SAT-3 repairs drag on; Seacom operations fully restored

4 November 2011

Seacom operations fully restored: 4 November 2011

Undersea cable operator Seacom announced today (4 November 2011) that repairs have been completed on a broken cable off the coast of Egypt that caused an outage on its network.

Seacom said that its cable network was successfully repaired on 29 October 2011 and all circuits were restored to the core network as of 4 November 02:00 GMT.

All Seacom traffic to Europe was affected by the break which happened on 8 October 2011 on one of their Mediterranean backhaul service providers’ cables between Abu Talat and Marseilles. Initial indications were that the break would take 12 days to fix.

The cable operator announced that it had restored services to its business customers via alternate routes on 14 October 2011. This was followed by similar restoration to the rest of its clients on 20 October 2011.

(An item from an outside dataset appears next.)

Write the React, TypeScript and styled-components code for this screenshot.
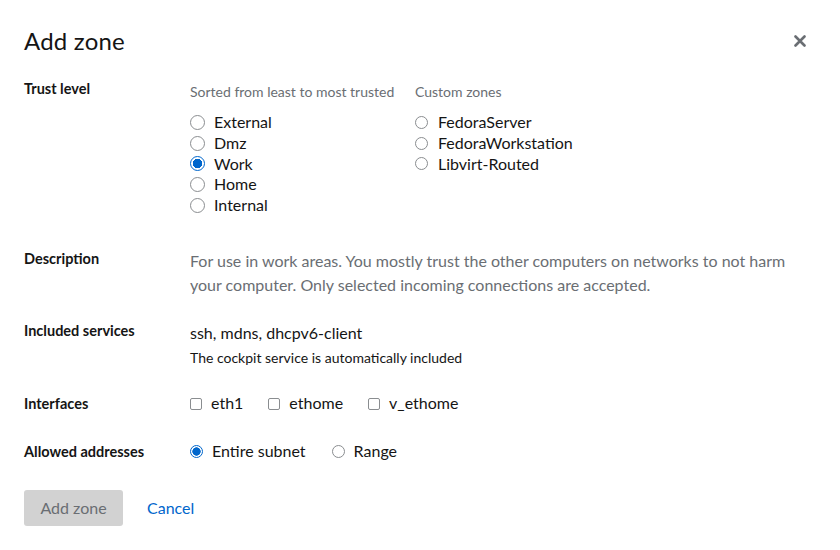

“Our partner network has informed us that the assigned cable ship worked in optimal weather conditions for the duration of their repairs. The cable was quickly lifted, the new cable spliced in, tested and re-laid thanks to close coordination between the ship crew and on-shore support,” Seacom said in an announcement on their website.

Seacom fixed: TENET traffic graph from 28 October to 4 November 2011
Seacom fixed: TENET traffic graph from 28 October to 4 November 2011

SAT-3 repair taking longer than expected

MWeb told their subscribers today (4 November 2011) that they have received an update stating that the SAT-3 undersea cable is still “problematic” and the completion date for repairs is now estimated to be 8 November 2011.

Originally, Web Africa said that SAT-3 repairs were expected to be finished on 2 November 2011.

The fault on SAT-3 was caused by a break in the cable 180km from Goonhilly, at the landing station in Portugal, Web Africa said earlier this week.

Web Africa said that a cable laying ship, Wave Sentinel, had already landed in Brest, France, and was expected to reach the break by 23:30 UTC on 2 November 2011. Weather permitting, Web Africa said that they hoped to see the cable fully operational by later that night.

While the reasons for the longer repair time aren’t clear at this stage, MWeb said that its alternative capacity will remain in place until repairs are completed.

“We hope that this will keep your frustration levels to a minimum,” MWeb said.